■ EXERCISE PROMPT ■
Search the listing below for the string "React" and copy every line where it occurs.

■ MATERIAL ■
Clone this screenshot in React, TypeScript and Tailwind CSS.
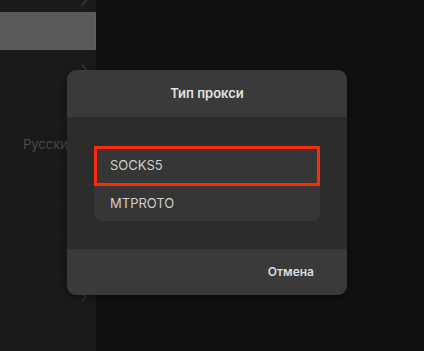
import React from "react";

function Chevron() {
  return (
    <svg width="6" height="10" viewBox="0 0 6 10" className="block">
      <path d="M1 1l4 4-4 4" fill="none" stroke="#3a3a3a" strokeWidth="1.4" strokeLinecap="round" strokeLinejoin="round" />
    </svg>
  );
}

export default function App() {
  const rows = [
    { text: "", chev: true },
    { text: "", chev: false },
    { text: "Русски", chev: false },
    { text: "", chev: false },
    { text: "", chev: false },
    { text: "", chev: false },
    { text: "", chev: true },
  ];
  return (
    <div
      className="relative flex w-[424px] h-[351px] overflow-hidden bg-[#111111]"
      style={{ fontFamily: "Inter, 'Noto Sans', sans-serif" }}
    >
      <div className="flex flex-col w-[96px] h-full bg-[#1a1a1a]">
        <div className="h-[16px] flex items-start justify-end pr-[9px] -mt-[4px]">
          <Chevron />
        </div>
        <div className="h-[38px] bg-[#5a5a5a] border-r border-[#606060]" />
        {rows.map((r, i) => (
          <div
            key={i}
            className="h-[38px] flex items-center justify-between pl-[23px] pr-[9px] border-b border-[#1e1e1e]"
          >
            <span className="text-[13px] text-[#484848] whitespace-nowrap">{r.text}</span>
            {r.chev ? <Chevron /> : null}
          </div>
        ))}
      </div>
      <div className="flex-1" />

      <div className="absolute left-[67px] top-[70px] w-[280px] h-[225px] rounded-[9px] overflow-hidden flex flex-col shadow-[0_2px_10px_rgba(0,0,0,0.4)]">
        <div className="h-[47px] bg-[#3a3a3a] flex items-center justify-center">
          <span className="text-[13px] font-semibold text-[#e2e2e2]">Тип прокси</span>
        </div>
        <div className="flex-1 bg-[#2c2c2c] pt-[29px] px-[27px]">
          <div className="rounded-[7px] bg-[#363636] flex flex-col">
            <div className="h-[40px] border-[3px] border-[#ff2a0c] flex items-center pl-[13px]">
              <span className="text-[13px] text-[#cfcfcf]">SOCKS5</span>
            </div>
            <div className="h-[35px] flex items-center pl-[16px]">
              <span className="text-[13px] text-[#cfcfcf]">MTPROTO</span>
            </div>
          </div>
        </div>
        <div className="h-[46px] bg-[#3a3a3a] flex items-center justify-end pr-[33px]">
          <span className="text-[12px] font-semibold text-[#dcdcdc]">Отмена</span>
        </div>
      </div>
    </div>
  );
}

■ CORRECT OUTPUT ■
Clone this screenshot in React, TypeScript and Tailwind CSS.
import React from "react";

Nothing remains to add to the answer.